Applying a consistent standard to a rule that has never had one may prove challenging. Offensive and defensive pass interference penalties are similar to fouls near the rim in basketball. Not only do the standards for penalties change from game to game with different refs, but also player to player. Like basketball, small players can be more physical with big players. Robey-Coleman is 5-foot-8 and 180 pounds, and he said he can get away with more contact defending the 6-foot-6, 265-pound Rob Gronkowski than he can against the 5-foot-10, 198-pound Julian Edelman. That could be a complicating factor in deciding whether a defender’s action “significantly” hindered the pass catcher.
Also like basketball, there’s a bias toward star players. Julio Jones’s jostling with a cornerback will earn the benefit of the doubt from referees the same way LeBron James or Steph Curry would going for a contested layup.
“If you grab and tug on Julio [Jones] a little bit, I’m pretty sure the referee is going to call it because he’s a great receiver and maybe that tug did affect the throw,” Robey-Coleman said. “I’m not trying to downplay anybody’s skills, but if it was another receiver they probably be like, ‘No, it didn’t affect him as much as it would Julio Jones.’”
As challenging as it will be to apply a universal standard to a practice like defensive pass interference that has so much week-to-week and player-to-player variance, it will be even harder for officials to be consistent with offensive pass interference.
“I’m not even sure the NFL has a clear understanding of what offensive pass interference is, based on what I observed last season,” McAulay said. “It is a huge gap.”
Defenders, however, are thrilled that receivers may be held to a higher standard and that the leniency long granted to them may be reined in.
“From an offensive perspective no more pushing off, no more getting away with the extended elbows,” Robey-Coleman said. “Because now when they challenge the play they’re not just looking for DPI, they’re looking for everything that’s going on around the play as well.”
McAulay points out that the offensive pass interference aspect of the rule could wreak havoc in unanticipated ways. While a receiver and defender bumping downfield may not be clear or obvious, how far downfield they are is indisputable. On screens or run-pass options, referees usually ignore whether linemen or receivers are technically too far downfield to block, but now smart teams may monitor big plays and try to challenge whether there is an ineligible man downfield on those quick passes.
“Nobody really ever talks about that but that is now in play,” McAulay said. “You talk about the quick bubble screens or something where the wide receiver’s trying to time his block so it’s not before the receiver catches the ball.
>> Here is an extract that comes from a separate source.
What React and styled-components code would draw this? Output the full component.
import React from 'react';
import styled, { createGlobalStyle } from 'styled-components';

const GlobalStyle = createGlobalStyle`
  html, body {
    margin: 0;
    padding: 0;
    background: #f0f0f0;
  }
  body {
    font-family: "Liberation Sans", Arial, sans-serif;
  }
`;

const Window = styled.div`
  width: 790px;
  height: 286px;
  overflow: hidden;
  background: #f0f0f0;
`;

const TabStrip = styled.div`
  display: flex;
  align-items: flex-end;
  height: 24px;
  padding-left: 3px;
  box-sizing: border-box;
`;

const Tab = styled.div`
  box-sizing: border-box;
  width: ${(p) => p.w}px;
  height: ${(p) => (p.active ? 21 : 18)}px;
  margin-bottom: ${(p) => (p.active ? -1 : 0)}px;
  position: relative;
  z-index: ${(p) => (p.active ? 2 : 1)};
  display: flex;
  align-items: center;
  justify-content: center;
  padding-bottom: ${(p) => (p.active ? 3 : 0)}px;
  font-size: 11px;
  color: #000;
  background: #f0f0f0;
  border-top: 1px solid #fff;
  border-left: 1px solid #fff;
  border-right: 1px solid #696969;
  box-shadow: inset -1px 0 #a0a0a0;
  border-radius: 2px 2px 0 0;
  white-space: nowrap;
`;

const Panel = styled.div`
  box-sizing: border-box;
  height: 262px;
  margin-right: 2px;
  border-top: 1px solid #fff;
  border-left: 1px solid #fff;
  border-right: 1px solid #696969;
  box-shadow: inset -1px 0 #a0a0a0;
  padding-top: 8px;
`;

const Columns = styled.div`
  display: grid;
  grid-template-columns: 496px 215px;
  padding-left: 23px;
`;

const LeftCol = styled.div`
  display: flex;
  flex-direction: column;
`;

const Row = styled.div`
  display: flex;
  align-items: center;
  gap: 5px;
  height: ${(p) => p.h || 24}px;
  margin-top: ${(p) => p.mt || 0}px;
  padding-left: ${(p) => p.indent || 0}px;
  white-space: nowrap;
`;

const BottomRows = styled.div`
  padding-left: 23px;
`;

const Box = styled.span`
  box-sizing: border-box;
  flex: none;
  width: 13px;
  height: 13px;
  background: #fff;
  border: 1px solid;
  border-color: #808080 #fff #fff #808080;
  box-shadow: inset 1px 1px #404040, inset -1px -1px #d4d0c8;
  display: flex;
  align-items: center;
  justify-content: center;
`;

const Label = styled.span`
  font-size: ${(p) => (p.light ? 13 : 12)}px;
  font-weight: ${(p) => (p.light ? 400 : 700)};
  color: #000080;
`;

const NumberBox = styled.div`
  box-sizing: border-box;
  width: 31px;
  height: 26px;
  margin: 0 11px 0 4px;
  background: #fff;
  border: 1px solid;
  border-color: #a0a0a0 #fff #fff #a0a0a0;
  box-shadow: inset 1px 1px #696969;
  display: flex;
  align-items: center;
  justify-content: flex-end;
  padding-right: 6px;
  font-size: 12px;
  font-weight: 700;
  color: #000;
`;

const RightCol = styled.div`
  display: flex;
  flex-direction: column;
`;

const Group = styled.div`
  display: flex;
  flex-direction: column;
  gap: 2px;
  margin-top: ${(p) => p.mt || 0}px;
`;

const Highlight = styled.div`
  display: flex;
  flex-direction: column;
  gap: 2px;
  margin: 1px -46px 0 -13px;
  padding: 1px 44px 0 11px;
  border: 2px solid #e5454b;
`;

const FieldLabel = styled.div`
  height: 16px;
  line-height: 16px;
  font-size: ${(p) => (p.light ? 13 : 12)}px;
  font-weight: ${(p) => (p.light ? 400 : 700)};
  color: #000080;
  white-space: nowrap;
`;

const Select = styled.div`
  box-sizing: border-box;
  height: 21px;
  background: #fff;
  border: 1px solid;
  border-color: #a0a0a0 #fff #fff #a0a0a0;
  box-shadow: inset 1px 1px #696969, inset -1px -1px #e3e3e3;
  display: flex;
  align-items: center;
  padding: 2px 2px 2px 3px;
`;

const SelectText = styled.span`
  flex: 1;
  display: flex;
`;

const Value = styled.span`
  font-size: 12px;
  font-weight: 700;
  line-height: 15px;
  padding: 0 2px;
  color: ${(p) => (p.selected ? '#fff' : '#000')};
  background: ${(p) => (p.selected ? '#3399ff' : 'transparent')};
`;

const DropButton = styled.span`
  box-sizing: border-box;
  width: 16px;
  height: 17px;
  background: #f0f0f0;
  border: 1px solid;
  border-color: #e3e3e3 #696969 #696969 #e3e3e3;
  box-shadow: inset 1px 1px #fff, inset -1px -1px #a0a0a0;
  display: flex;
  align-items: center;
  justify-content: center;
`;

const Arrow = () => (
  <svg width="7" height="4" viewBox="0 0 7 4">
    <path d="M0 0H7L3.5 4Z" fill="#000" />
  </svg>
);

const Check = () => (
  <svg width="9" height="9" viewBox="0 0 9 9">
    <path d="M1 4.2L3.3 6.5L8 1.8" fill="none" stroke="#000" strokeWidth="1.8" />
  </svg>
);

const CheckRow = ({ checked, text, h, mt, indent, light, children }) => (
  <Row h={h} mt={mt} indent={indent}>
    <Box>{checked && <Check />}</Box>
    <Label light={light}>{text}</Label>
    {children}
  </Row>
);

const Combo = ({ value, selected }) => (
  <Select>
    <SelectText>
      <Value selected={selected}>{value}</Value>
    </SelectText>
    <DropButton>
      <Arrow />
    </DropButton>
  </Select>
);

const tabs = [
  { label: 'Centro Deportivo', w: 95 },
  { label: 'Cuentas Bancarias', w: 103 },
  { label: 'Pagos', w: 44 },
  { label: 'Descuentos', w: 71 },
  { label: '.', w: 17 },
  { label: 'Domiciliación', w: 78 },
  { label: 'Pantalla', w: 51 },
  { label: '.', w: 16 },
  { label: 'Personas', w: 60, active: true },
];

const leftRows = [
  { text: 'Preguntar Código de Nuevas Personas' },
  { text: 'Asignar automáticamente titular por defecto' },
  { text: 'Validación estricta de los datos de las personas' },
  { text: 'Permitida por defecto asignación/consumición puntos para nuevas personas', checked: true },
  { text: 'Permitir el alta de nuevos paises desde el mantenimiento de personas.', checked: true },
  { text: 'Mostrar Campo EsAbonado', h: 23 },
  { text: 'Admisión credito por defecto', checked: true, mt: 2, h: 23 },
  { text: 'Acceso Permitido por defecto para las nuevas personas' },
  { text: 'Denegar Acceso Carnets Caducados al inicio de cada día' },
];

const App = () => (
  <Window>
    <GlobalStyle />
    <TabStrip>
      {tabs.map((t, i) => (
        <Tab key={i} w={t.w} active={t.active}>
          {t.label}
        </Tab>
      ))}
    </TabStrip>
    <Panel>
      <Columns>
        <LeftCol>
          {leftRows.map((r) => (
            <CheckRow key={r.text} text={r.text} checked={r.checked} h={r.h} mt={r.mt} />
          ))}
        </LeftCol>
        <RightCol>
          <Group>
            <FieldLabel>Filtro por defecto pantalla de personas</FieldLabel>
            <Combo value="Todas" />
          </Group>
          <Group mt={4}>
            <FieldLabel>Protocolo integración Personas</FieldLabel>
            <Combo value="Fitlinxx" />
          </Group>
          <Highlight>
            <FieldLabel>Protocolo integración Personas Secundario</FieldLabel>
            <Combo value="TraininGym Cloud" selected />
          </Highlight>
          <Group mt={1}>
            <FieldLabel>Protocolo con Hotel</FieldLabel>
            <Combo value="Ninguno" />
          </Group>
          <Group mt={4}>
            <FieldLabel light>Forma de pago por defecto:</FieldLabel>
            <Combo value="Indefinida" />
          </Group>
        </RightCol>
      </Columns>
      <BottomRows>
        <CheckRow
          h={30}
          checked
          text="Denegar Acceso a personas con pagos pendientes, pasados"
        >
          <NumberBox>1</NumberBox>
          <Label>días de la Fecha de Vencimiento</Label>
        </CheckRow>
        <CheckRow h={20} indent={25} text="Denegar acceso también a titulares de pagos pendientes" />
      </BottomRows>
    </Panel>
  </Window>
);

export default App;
A lot of times it’s very, very close. Well now with slow-motion replay, we’re going to look at it very closely.”
That provides another opportunity for smart organizations to pounce on teams with sloppy coaching. But if a 75-yard Todd Gurley touchdown is called back because a replay review reveals a receiver was blocking too far downfield, many fans will see it as the letter of the law infringing on the spirit of the game. McAulay said that removing this judgment from referees is a mistake, depriving them of the authority and motivation to do their jobs.
“Just like it is for a player making a great catch or throwing a great pass, getting the call right on the field is a tremendous thrill,” McAulay said. “And conversely, getting it wrong is certainly a letdown and you work to get better. Just like players, it’s really not any different at all. So when you take that away from them, you take that away from the on-field officials. It does lessen their feeling or their understanding of why they’re really needed out there.”
Removing decision-making from the hands of referees is part of a wider refereeing crisis in sports, particularly at youth levels, where people no longer want to take the criticism that comes with refereeing. Michael Lewis, the author of Moneyball and The Big Short, launched a seven-part podcast earlier this year where he used the undermined authority of NBA referees to show how similar jobs are under attack in all corners of American society, from referees in other sports to the Securities and Exchange Commission on Wall Street to authenticators in high-end art. McAulay called the podcast required listening for everyone in the sports world.
“People are less forgiving of that human error than I’ve ever seen,” McAulay said.
McAulay doesn’t think the league should have waded into reviews for pass interference, but if it was going to make any subjective penalties reviewable, it would have been better off focusing on a player-safety-related issue like initiating helmet-to-helmet contact. He specifically cites Cowboys linebacker Jaylon Smith’s hit on Saints running back Alvin Kamara last season as a call that is difficult to make on the field but important enough to player safety that it is worth reviewing and throwing a penalty flag after the fact.
“You never ever want to have a situation where that goes unpenalized,” McAulay said. “And I really wish that would have been their first step, and I think they would’ve been met with a tremendous amount of applause and cheering.”
Instead the league has chosen its most subjective penalty on which to impose a consistent standard, and that has a disproportionately high chance of going wrong in a big moment. The angles that fans see on TV are the same ones available to the referees in the replay booth. The bigger the game—Sunday Night Football, Monday Night Football, Thursday Night Football, or the playoffs—the more cameras in the stadium. As Robey-Coleman said, “big games, they let us play”—meaning refs are less likely to call penalties on 50-50 plays. But more cameras leads to more potential scrutiny, and the most scrutiny will come in the final two minutes of each half when coaching challenges are paused and the replay booth will have to decide whether a play warrants stopping the game to initiate a review. This creates a situation where a loud minority of fans can argue passionately that they were wronged in a high-profile moment if a call doesn’t go their way. It also may have the effect of giving a mouse a cookie. If pass interference is reviewable, fans will be less tolerant of nonreviewable missed penalty calls that cost their team a win. Ironically, a rule implemented to move the conversation away from officiating could instead keep fans transfixed on it as they try to justify every loss by finding a missed call that should have been reviewed.
In trying to steer out of the way of one controversy, the league seems to have turned the wheel so far in the other direction that the instant replay process is at risk of flipping over. If Rule 15, Section 3, Article 10 crashes and burns this year, everyone—even the man responsible for “the NRC rule”—may be happy to return to the way things were.
“To keep it black and white, a foul is a foul at the end of the day,” Robey-Coleman said. “If you foul a person, you foul a person. You know what I’m saying? But if you get away with it, that’s different.”